Towards net zero

Towards net zero

Will Australia's Prime Minister return from Glasgow's COP26 climate conference motivated to guide Australian businesses towards net zero carbon emissions?

Business has a key role to play if Australia is to reach net zero carbon emissions. Given that business produces 70% of Australia’s emissions, we cannot reach net zero carbon emissions without significant changes in business conduct. To do so, business needs guidance, incremental targets, incentives and regulation. Technologies will help, but business needs support developing and adopting them.  The task ahead is colossal, and business needs all the help it can get, if we are to maintain a liveable climate.   

Most businesses in Australia are in support of reaching net zero as soon as possible.  The will is certainly there. While some businesses will act as leaders, for most businesses, the task ahead is so immense that they will need all the help they can get.  Medium and small businesses that lack the resources to independently assess and adopt new technologies and practices, in particular, require guidance and incentives. While many businesses are leading the policy environment around climate change in the absence of a certain and robust regulatory framework in Australia, most would prefer to follow a more collective path if it were provided by the government. This leaves Australia in a precarious position in the move towards a carbon neutral future in line with the timelines of the Paris Agreement.

No-one wants more devastating bushfires of the scale seen in the summer of 2019-20.

We propose four key steps that the Australian federal government should take based on international models for regulating and incentivising business to reach net zero.

1. Working towards a national target of net zero by 2035 

Given that Australia’s carbon budget has been largely ‘spent’ over recent years, we have to get cracking on reducing carbon emissions. Even if we don't have a formal target of reducing carbon emissions to zero in the next decade, business should be encouraged to transition to zero carbon emissions as soon as possible. We simply must do the heavy lifting early, rather than waiting till the last minute. Yes, folks, this is a race. We need a national task force, that brings together business leaders, climate scientists and experts, to guide and support business towards this goal.

2. Reintroduction of a carbon price mechanism  

In order to meet the national target, a carbon price is agreed as the most effective mechanism. The Coalition government hates the idea of a carbon tax, having promised a 'no tax' route to a carbon neutral future. However, Australian businesses will be charged international carbon duties if Australia doesn't introduce a carbon tax, because carbon pricing is becoming the norm internationally. In this case, the revenue will be sent overseas as “carbon tariffs” levied by importing nations with stronger climate commitments. A carbon price in the form of an ETS will allow Australian exports to avoid attraction of international carbon duties, which would significantly impact the competitiveness of Australian exports.

3. Mandated corporate carbon reporting mechanisms

Providing accurate accounts of carbon emissions is essential to corporate governance and decision making. Mandatory reporting and standardised accounting ensure that market pressures are placed on companies in relation to their emissions and can act as alternatives or complementary mechanisms to market-based policies.
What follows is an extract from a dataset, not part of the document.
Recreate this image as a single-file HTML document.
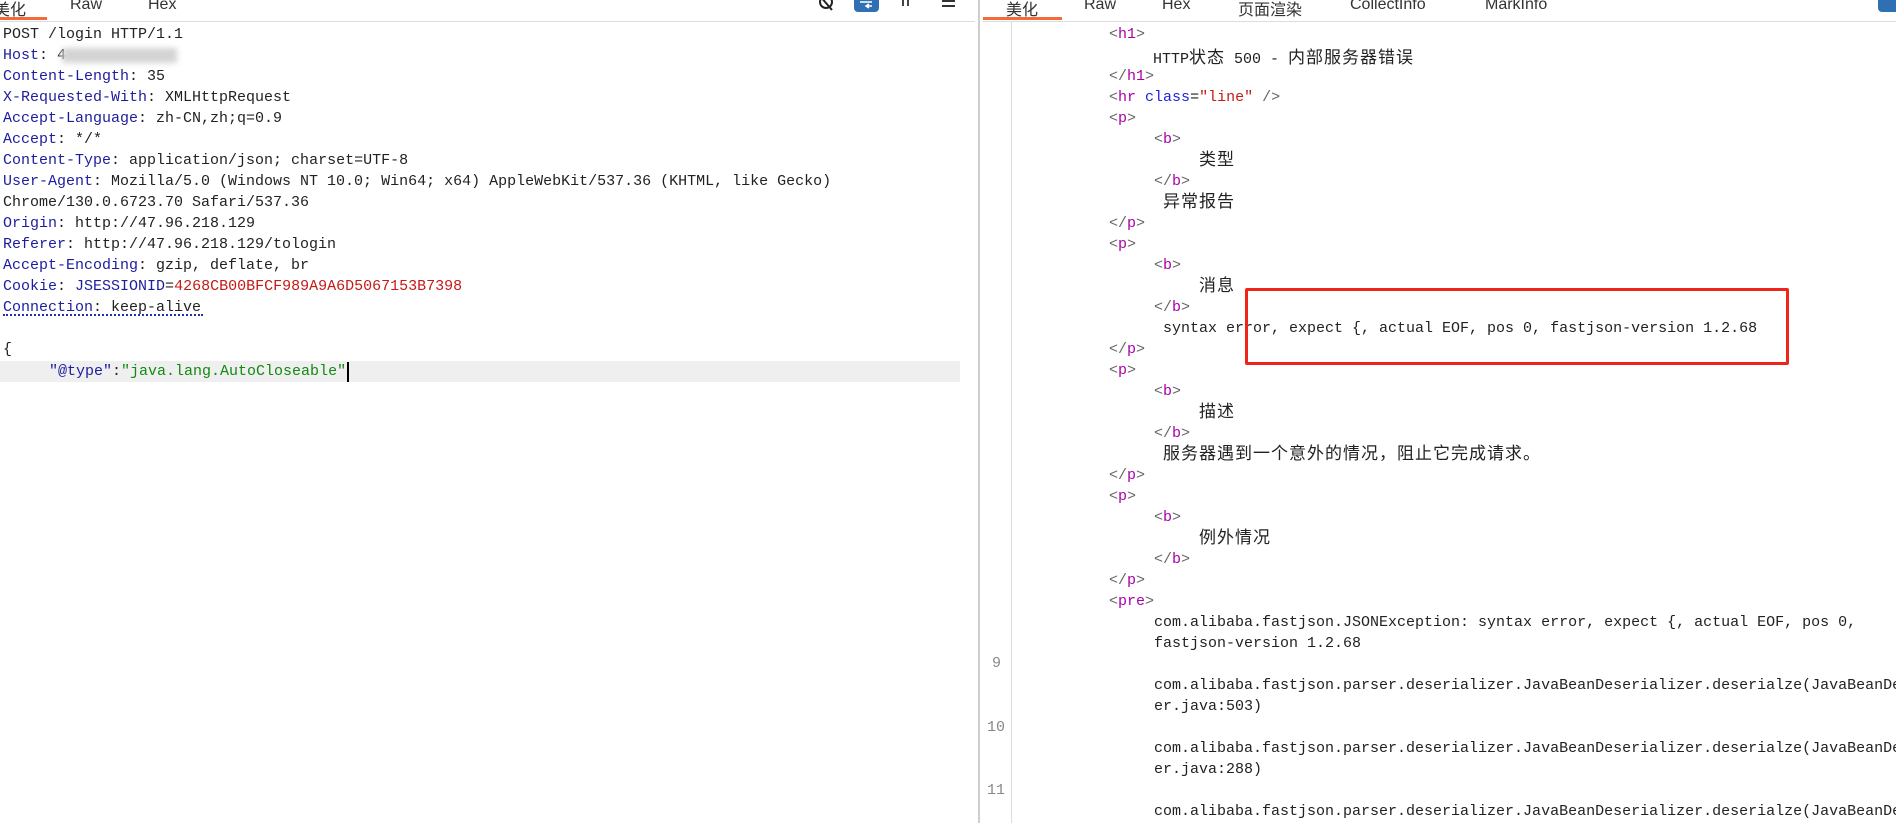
<!DOCTYPE html>
<html><head><meta charset="utf-8"><style>
body{margin:0;width:1896px;height:823px;overflow:hidden;background:#fff;position:relative;font-family:"Liberation Mono","Noto Sans CJK SC",monospace;font-size:15px;color:#222}
.l{position:absolute;white-space:pre;line-height:21px;height:21px}
.c{font-family:"Noto Sans CJK SC",sans-serif;font-size:17px;letter-spacing:1px}
.l.c{margin-top:-3px}
.k{color:#1d1d9e}.r{color:#c41a16}.g{color:#118a11}.t{color:#a0a}.br{color:#666}.a{color:#2222dd}
.tab{position:absolute;top:-4px;font-family:"Liberation Sans","Noto Sans CJK SC",sans-serif;font-size:16px;color:#333;white-space:nowrap}
</style></head><body>
<div class="tab" style="left:-6px">美化</div>
<div class="tab" style="left:70px">Raw</div>
<div class="tab" style="left:148px">Hex</div>
<div style="position:absolute;left:0;top:17px;width:47px;height:3px;background:#f26b3a"></div>
<div style="position:absolute;left:0;top:21px;width:975px;height:1px;background:#ddd"></div>
<svg style="position:absolute;left:818px;top:0" width="20" height="12"><circle cx="8" cy="2" r="6" fill="none" stroke="#222" stroke-width="2"/><line x1="2" y1="-4" x2="14" y2="10" stroke="#222" stroke-width="2"/></svg>
<div style="position:absolute;left:854px;top:-4px;width:25px;height:16px;background:#2f6fb3;border-radius:4px"></div>
<svg style="position:absolute;left:858px;top:0" width="18" height="10"><path d="M2 2h12M8 6h6M11 4l-3 2 3 2" fill="none" stroke="#fff" stroke-width="1.5"/></svg>
<div style="position:absolute;left:902px;top:0;width:2px;height:6px;background:#444"></div><div style="position:absolute;left:907px;top:0;width:2px;height:6px;background:#444"></div>
<div style="position:absolute;left:942px;top:0;width:13px;height:2px;background:#333"></div><div style="position:absolute;left:942px;top:5px;width:13px;height:2px;background:#333"></div>
<div style="position:absolute;left:978px;top:0;width:2px;height:823px;background:#cfcfcf"></div>
<div class="l" style="left:3px;top:24px">POST /login HTTP/1.1</div>
<div class="l" style="left:3px;top:45px"><span class="k">Host</span>: 4</div>
<div style="position:absolute;left:62px;top:48px;width:115px;height:15px;background:#d4d4d4;filter:blur(3px)"></div>
<div class="l" style="left:3px;top:66px"><span class="k">Content-Length</span>: 35</div>
<div class="l" style="left:3px;top:87px"><span class="k">X-Requested-With</span>: XMLHttpRequest</div>
<div class="l" style="left:3px;top:108px"><span class="k">Accept-Language</span>: zh-CN,zh;q=0.9</div>
<div class="l" style="left:3px;top:129px"><span class="k">Accept</span>: */*</div>
<div class="l" style="left:3px;top:150px"><span class="k">Content-Type</span>: application/json; charset=UTF-8</div>
<div class="l" style="left:3px;top:171px"><span class="k">User-Agent</span>: Mozilla/5.0 (Windows NT 10.0; Win64; x64) AppleWebKit/537.36 (KHTML, like Gecko)</div>
<div class="l" style="left:3px;top:192px">Chrome/130.0.6723.70 Safari/537.36</div>
<div class="l" style="left:3px;top:213px"><span class="k">Origin</span>: http://47.96.218.129</div>
<div class="l" style="left:3px;top:234px"><span class="k">Referer</span>: http://47.96.218.129/tologin</div>
<div class="l" style="left:3px;top:255px"><span class="k">Accept-Encoding</span>: gzip, deflate, br</div>
<div class="l" style="left:3px;top:276px"><span class="k">Cookie</span>: <span class="k">JSESSIONID</span>=<span class="r">4268CB00BFCF989A9A6D5067153B7398</span></div>
<div class="l" style="left:3px;top:297px"><span class="k">Connection</span>: keep-alive</div>
<div style="position:absolute;left:3px;top:314px;width:200px;border-top:2px dotted #2233aa"></div>
<div class="l" style="left:3px;top:339px">{</div>
<div style="position:absolute;left:0;top:361px;width:960px;height:21px;background:#efefef"></div>
<div class="l" style="left:49px;top:361px"><span class="k">"@type"</span>:<span class="g">"java.lang.AutoCloseable"</span></div>
<div style="position:absolute;left:347px;top:362px;width:2px;height:20px;background:#000"></div>
<div class="tab" style="left:1006px">美化</div>
<div class="tab" style="left:1084px">Raw</div>
<div class="tab" style="left:1162px">Hex</div>
<div class="tab" style="left:1238px">页面渲染</div>
<div class="tab" style="left:1350px">CollectInfo</div>
<div class="tab" style="left:1485px">MarkInfo</div>
<div style="position:absolute;left:983px;top:17px;width:79px;height:3px;background:#f26b3a"></div>
<div style="position:absolute;left:983px;top:21px;width:913px;height:1px;background:#ddd"></div>
<div style="position:absolute;left:1878px;top:-4px;width:22px;height:16px;background:#2f6fb3;border-radius:4px"></div>
<div style="position:absolute;left:1011px;top:22px;width:1px;height:801px;background:#ddd"></div>
<div class="l" style="left:992px;top:653px;color:#888">9</div>
<div class="l" style="left:987px;top:717px;color:#888">10</div>
<div class="l" style="left:987px;top:780px;color:#888">11</div>
<div class="l" style="left:1109px;top:24px"><span class="br">&lt;</span><span class="t">h1</span><span class="br">&gt;</span></div>
<div class="l" style="left:1153px;top:45px">HTTP<span class="c">状态</span> 500 - <span class="c">内部服务器错误</span></div>
<div class="l" style="left:1109px;top:66px"><span class="br">&lt;/</span><span class="t">h1</span><span class="br">&gt;</span></div>
<div class="l" style="left:1109px;top:87px"><span class="br">&lt;</span><span class="t">hr</span> <span class="a">class</span>=<span class="r">"line"</span> <span class="br">/&gt;</span></div>
<div class="l" style="left:1109px;top:108px"><span class="br">&lt;</span><span class="t">p</span><span class="br">&gt;</span></div>
<div class="l" style="left:1154px;top:129px"><span class="br">&lt;</span><span class="t">b</span><span class="br">&gt;</span></div>
<div class="l c" style="left:1199px;top:150px">类型</div>
<div class="l" style="left:1154px;top:171px"><span class="br">&lt;/</span><span class="t">b</span><span class="br">&gt;</span></div>
<div class="l c" style="left:1163px;top:192px">异常报告</div>
<div class="l" style="left:1109px;top:213px"><span class="br">&lt;/</span><span class="t">p</span><span class="br">&gt;</span></div>
<div class="l" style="left:1109px;top:234px"><span class="br">&lt;</span><span class="t">p</span><span class="br">&gt;</span></div>
<div class="l" style="left:1154px;top:255px"><span class="br">&lt;</span><span class="t">b</span><span class="br">&gt;</span></div>
<div class="l c" style="left:1199px;top:276px">消息</div>
<div class="l" style="left:1154px;top:297px"><span class="br">&lt;/</span><span class="t">b</span><span class="br">&gt;</span></div>
<div class="l" style="left:1154px;top:318px"> syntax error, expect {, actual EOF, pos 0, fastjson-version 1.2.68</div>
<div class="l" style="left:1109px;top:339px"><span class="br">&lt;/</span><span class="t">p</span><span class="br">&gt;</span></div>
<div class="l" style="left:1109px;top:360px"><span class="br">&lt;</span><span class="t">p</span><span class="br">&gt;</span></div>
<div class="l" style="left:1154px;top:381px"><span class="br">&lt;</span><span class="t">b</span><span class="br">&gt;</span></div>
<div class="l c" style="left:1199px;top:402px">描述</div>
<div class="l" style="left:1154px;top:423px"><span class="br">&lt;/</span><span class="t">b</span><span class="br">&gt;</span></div>
<div class="l c" style="left:1163px;top:444px">服务器遇到一个意外的情况，阻止它完成请求。</div>
<div class="l" style="left:1109px;top:465px"><span class="br">&lt;/</span><span class="t">p</span><span class="br">&gt;</span></div>
<div class="l" style="left:1109px;top:486px"><span class="br">&lt;</span><span class="t">p</span><span class="br">&gt;</span></div>
<div class="l" style="left:1154px;top:507px"><span class="br">&lt;</span><span class="t">b</span><span class="br">&gt;</span></div>
<div class="l c" style="left:1199px;top:528px">例外情况</div>
<div class="l" style="left:1154px;top:549px"><span class="br">&lt;/</span><span class="t">b</span><span class="br">&gt;</span></div>
<div class="l" style="left:1109px;top:570px"><span class="br">&lt;/</span><span class="t">p</span><span class="br">&gt;</span></div>
<div class="l" style="left:1109px;top:591px"><span class="br">&lt;</span><span class="t">pre</span><span class="br">&gt;</span></div>
<div class="l" style="left:1154px;top:612px">com.alibaba.fastjson.JSONException: syntax error, expect {, actual EOF, pos 0,</div>
<div class="l" style="left:1154px;top:633px">fastjson-version 1.2.68</div>
<div class="l" style="left:1154px;top:675px">com.alibaba.fastjson.parser.deserializer.JavaBeanDeserializer.deserialze(JavaBeanDeserializ</div>
<div class="l" style="left:1154px;top:696px">er.java:503)</div>
<div class="l" style="left:1154px;top:738px">com.alibaba.fastjson.parser.deserializer.JavaBeanDeserializer.deserialze(JavaBeanDeserializ</div>
<div class="l" style="left:1154px;top:759px">er.java:288)</div>
<div class="l" style="left:1154px;top:801px">com.alibaba.fastjson.parser.deserializer.JavaBeanDeserializer.deserialze(JavaBeanDeserializ</div>
<div style="position:absolute;left:1245px;top:288px;width:538px;height:71px;border:3px solid #f0241b;border-radius:2px"></div>
</body></html>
Transparently reporting a companies’ emissions can provide accurate data to climate-related investment which form a kind of de-facto tax or pricing on carbon.

Carbon reporting mechanisms should include:

  • Reporting on absolute emissions (calculations based on GHG Protocol) 
  • Mandatory reporting of Scope 3 emissions 
  • Audit and assurance of emissions reporting 

Regulation should mandate a standard for all Australian reporting entities to use mechanisms for carbon management and reporting of emissions. This would mean reporting on absolute emissions calculated with the GHG Protocol as the basis. 

Scope 3 emissions are not emitted by the company directly, but associated with activities such as purchased materials, and with products once they have been sold. For example for a coal mining company, their Scope 3 emissions would include emissions from their customers burning that coal.

Scope 3 emissions should be included in the management and reporting of total emissions, which should be externally audited by independent parties to ensure completeness and confidence.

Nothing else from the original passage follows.